Protecting Tenants’ Rights During COVID: An Interview with Ary Smith

When COVID hit, it immediately affected people’s ability to keep their housing. Ary Smith—a former BGLJ submissions editor and current Staff Attorney at Legal Services of Northern California—responded with a tenant protection resolution that stopped punitive measures for late and non-payment. The Solano County Board of Supervisors passed it unanimously. I sat down with Ary to learn more. “We don’t classify poverty law as gender law, but it ends up that way” they explained. “It’s not Title IX, it’s not sex discrimination, but it ends up being because of the ways gender and sexuality map onto socioeconomic status.”

 

When did you first realize this resolution was necessary?
In March, a lot of people were out of work and we started mutual aid spreadsheets for April 1 rent. At some point in there, a bunch of tenant organizers in Oakland pressured the sheriff’s office—they’re responsible for locking people out when they’ve lost eviction proceedings—to stop carrying out evictions. The Sheriff’s office agreed. When that happened, organizers could push for a strong tenant ordinance. Cities did all kinds of things quickly and creatively. Oakland was one of the first.

I was watching Oakland and talking to community orgs in Solano who wanted to propose something. Common Ground—a coalition in Solano County—was doing all the heavy lifting with community organizing. They brought a lot of organizing and advocating experience and already had a lot of relationships with the Board of Supervisors.

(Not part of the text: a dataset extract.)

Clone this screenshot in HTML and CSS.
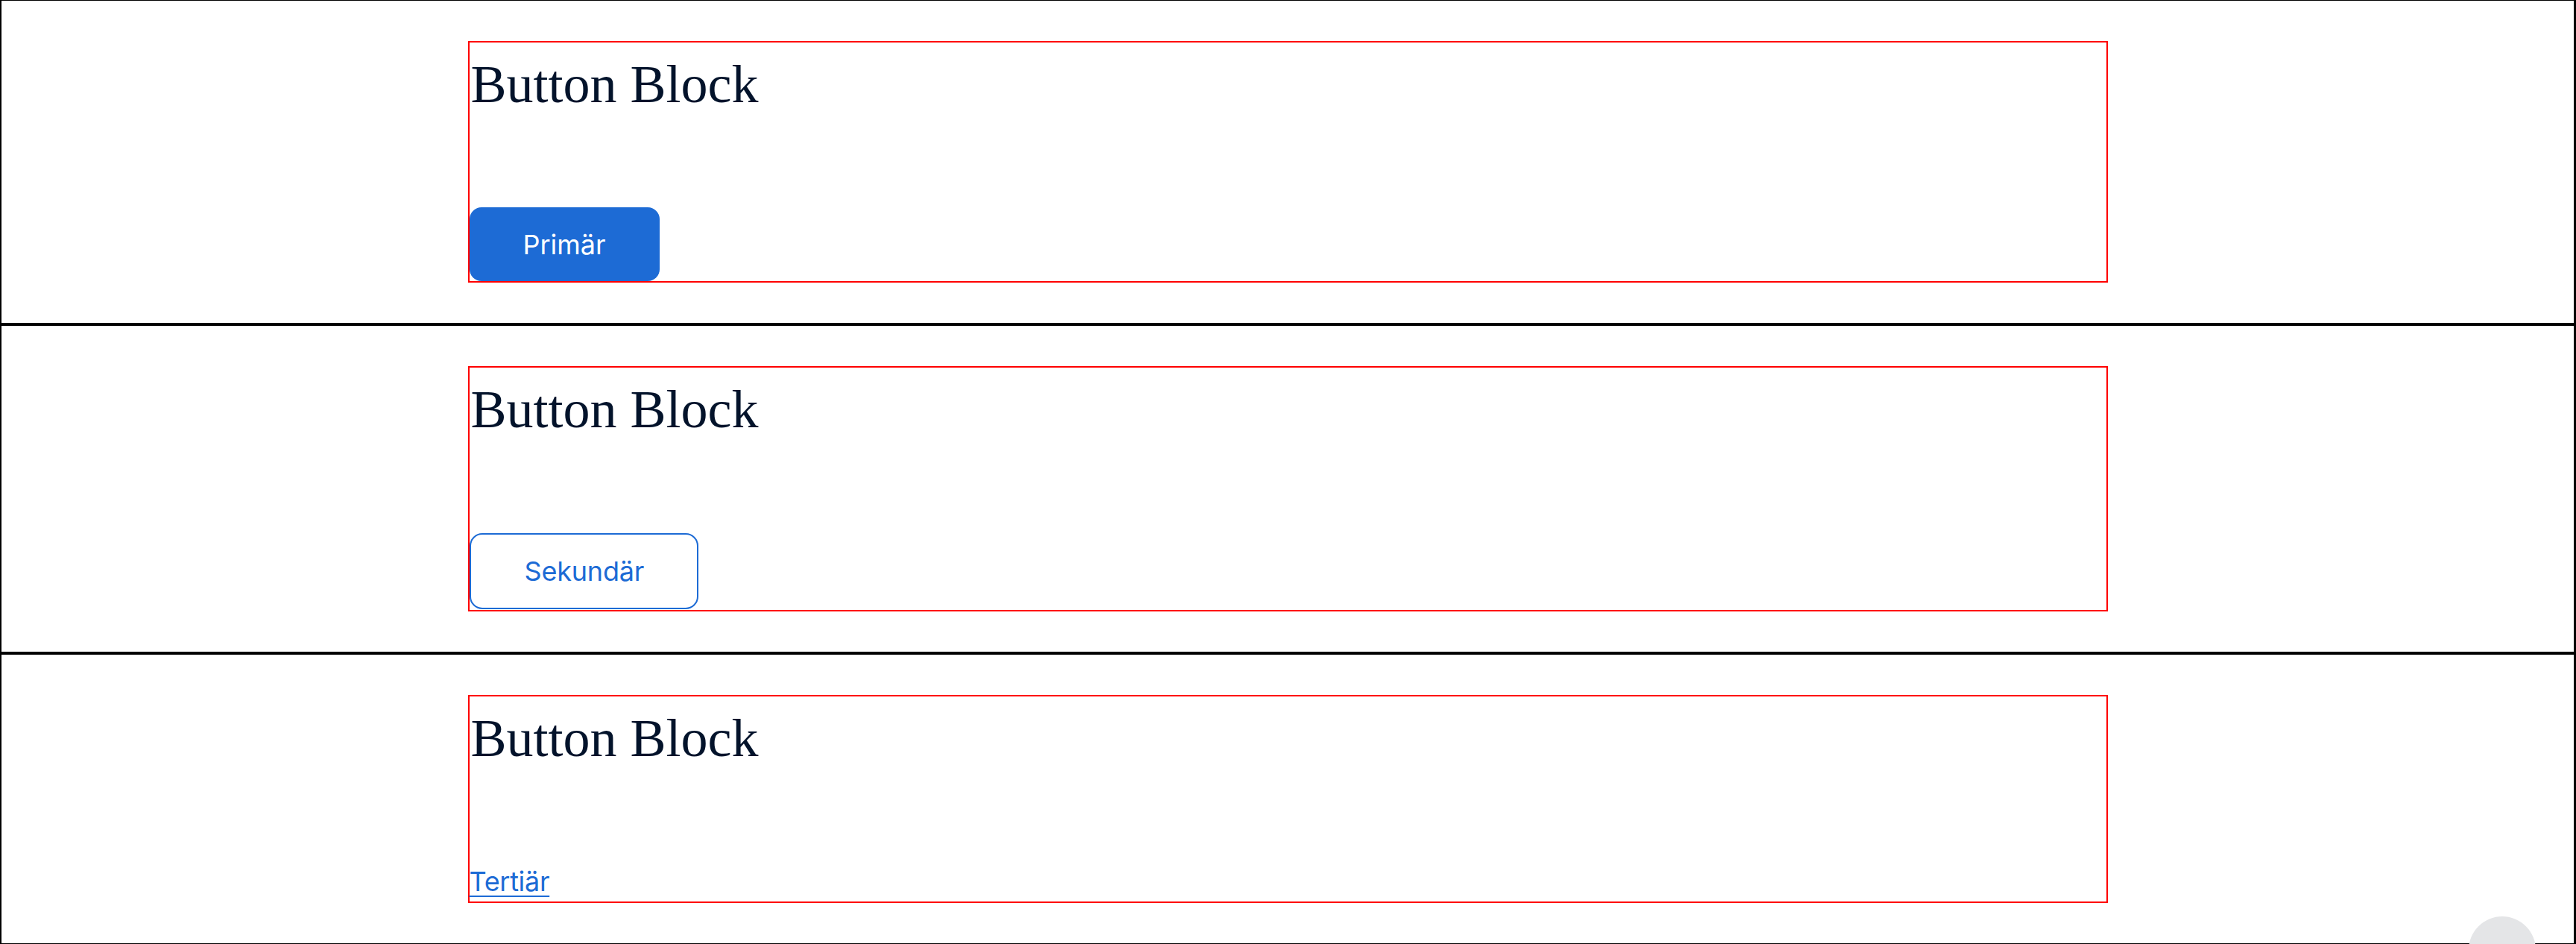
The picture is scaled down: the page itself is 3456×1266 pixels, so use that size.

How do you draft a resolution?
Well this is my first emergency resolution, so I don’t know how it compares to others that Common Ground has worked on. First, I watched Oakland. Second, I talked to Common Ground. They had a list of what they wanted to happen. Then we merged what Oakland was doing with Common Ground’s goals. Because people had already done so much, we got to focus on how strong the protections could be.

 

Did you get everything you wanted with the resolution?
Pretty much. We wanted a hotline tenants and landlords could call. But that’s not a legislative solution. That requires staffing and experts and training. It’s a budget line item we just couldn’t make happen through a resolution.

It sounds like a pretty painless process. Were you surprised?
I was prepared for it to be more contentious than it was. But every supervisor was hearing from their constituents that they were losing their jobs and they needed help. A lot of industries closed quickly and there was a sudden spike in unemployment. We also had a broad base of people involved in Common Ground contacting their supervisors. We had a lot of support from the Vallejo Housing Justice Coalition, the Bay Area Regional Health Inequities Initiative, and Fair Housing Napa Valley. Then there were unions, churches, legal aid attorneys, local tenants’ organizations, and food pantries.

Our argument—as legal aid attorneys—was that you see the pattern of what happens if someone can’t pay rent. They become homeless and stay in the county or they exit the county to stay with friends or live somewhere more affordable. We were facing this hundreds of thousands of times over. That hollows out a segment of society: people who go to church and participate in community orgs: people who are key to the community that the county can’t lose.

 

What part of the resolution are you most proud of?
What I’m most proud of is civil debt conversion. Back in March, when we were all confused about COVID, there were a bunch of weak ordinances popping up in cities that said “you have 30 days” or “when you’re evicted you’ll get another week.” Oakland, and a few others, thought about converting landlord debt to civil debt. I’m excited we got it into Solano in April. It speaks both to the moment and the supervisors.

What happens when landlord debt becomes civil debt?
Civil debt is stuff like your credit card bill or your car loan. You pay it on a schedule. When rent debt becomes civil debt, your landlord can go through civil procedures to get it, but they can’t kick you out. Eviction is a summary procedure so you get abbreviated timelines and lose procedural rights. A lot of rules for how civil lawsuits normally work don’t apply in eviction cases. Civil debt conversion keeps people in their homes and restores procedural rights.

Do you think civil debt conversion might stick around after the pandemic?
Civil debt conversion would be a tough sell under other times. We’re going to find out though because a lot of these laws are connected to the California state of emergency. The longer this goes on they might try to change this back, but we might get to test the waters on how long this can last. Obviously, we’re still in the emergency.